DAYTONA BEACH, FLA. — Jimmie Johnson was the standout open entry in Sunday’s 65th Daytona 500 but multiple late-race crashes changed how that looked on the final results sheet.
Johnson was the only open driver to score a top-10 stage finish – 7th in stage one – but was the only open driver who didn’t finish the 500.
On Lap 203, Johnson was one of the first to meet William Byron and Austin Dillon, as they spun back up the track entering turn 3.
The wreck caused Johnson’s car to sustain race-ending damage and have a 31st-place finish after heading toward being the highest-finishing open driver.
Instead, Travis Pastrana was the highest-finishing open driver in the Daytona 500 in 11th.
Pastrana started the race with a speeding penalty. It buried him in 37th and 32nd at the end of the stages and even in 30th with 30 laps to go.
Then, two multi-car crashes in those final laps moved Pastrana up to 9th on the final lap.
Although a bad bump turned him into Kyle Larson to start a wreck, Pastrana brought the car back to the start-finish line and was 11th at the time of caution.
After the race, Pastrana joked the kids’ college trust fund was going to be okay and explained how he accidentally led a lap. He also called running the Daytona 500 “an honor” and said it’s going to be a one-and-done effort.
“I’m not good enough to be the best at this sport with my skillset. The amount of time it would take [to get good] wouldn’t work with how I’m trying to slow down but I came here because it’s the best I’ve ever been as a driver and we’re winning dirt championships. I wanted to experience the Daytona experience,” Pastrana said.
While Pastrana and Johnson ran into various on-track issues, the other open drivers had mechanical issues that prevented them from running well.
Conor Daly, for instance, ran the entire Daytona 500 without a rear-view mirror.
“Our car was slow and had a lot of issues, like the rear-view mirror. I couldn’t see anything behind me, only in front of me. I never had it, [it popped up] as soon as I turned on the car,” Daly explained to TRE.
The issue didn’t stop Daly from racing in the pack after starting 34th. However, poor pit stops and multiple penalties – including penalties for speeding and a crewman over the wall too soon happening in the same stop – put him back to 39th and 35th in the stages and multiple laps down.
At the finish, Daly finished 29th, 6 laps down, as the second-to-last car running at the finish.
“[My first Daytona 500] was honestly pretty boring. I really enjoyed being in the pack and when guys would work with us. Our car was great then. I just had no rear-view mirror, was dealing with a lot and was slow.” Daly said.

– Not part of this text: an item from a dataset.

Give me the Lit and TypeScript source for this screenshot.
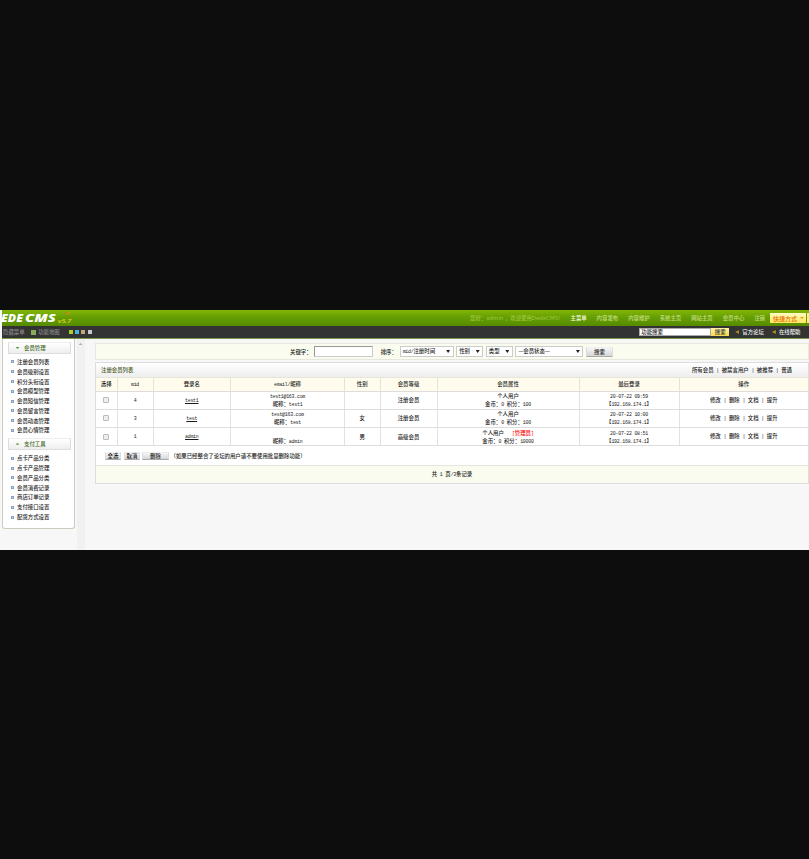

Zane Smith had electronic dashboard issues that put him in 35th and 31st at the end of the stages. However, Smith stayed on the lead lap and moved up to 12th amid the slew of wrecks.
“It was hectic. I tried staying out of everyone’s mess since I didn’t have anything to go prove, no need to get stage points. Fortunately, I’ve been lucky lately and we came out with a 12th-place finish. Wish we didn’t have as many issues as we had today since my dash wasn’t working,” Smith said.
“My favorite moment of the race was crossing the start-finish line.”
Smith will be back in the NASCAR Cup Series, March 12 at Phoenix Raceway (3:30 p.m. ET; TV: FOX; Radio: MRN, SiriusXM NASCAR Radio), driving the No. 38 Front Row Motorsports Ford.
The defending Truck champion will also run at Talladega in April, the Coca-Cola 600 in May, Sonoma in June, Texas in September and the Charlotte Roval in October.
Daly expects to return to the NASCAR Cup Series, March 26 at COTA (3:30 p.m. ET; TV: FOX, Radio: PRN, SiriusXM NASCAR Radio).
Johnson’s next confirmed race will be July 2 at the Chicago street course (5:30 p.m. ET; TV: NBC; Radio: MRN, SiriusXM NASCAR Radio).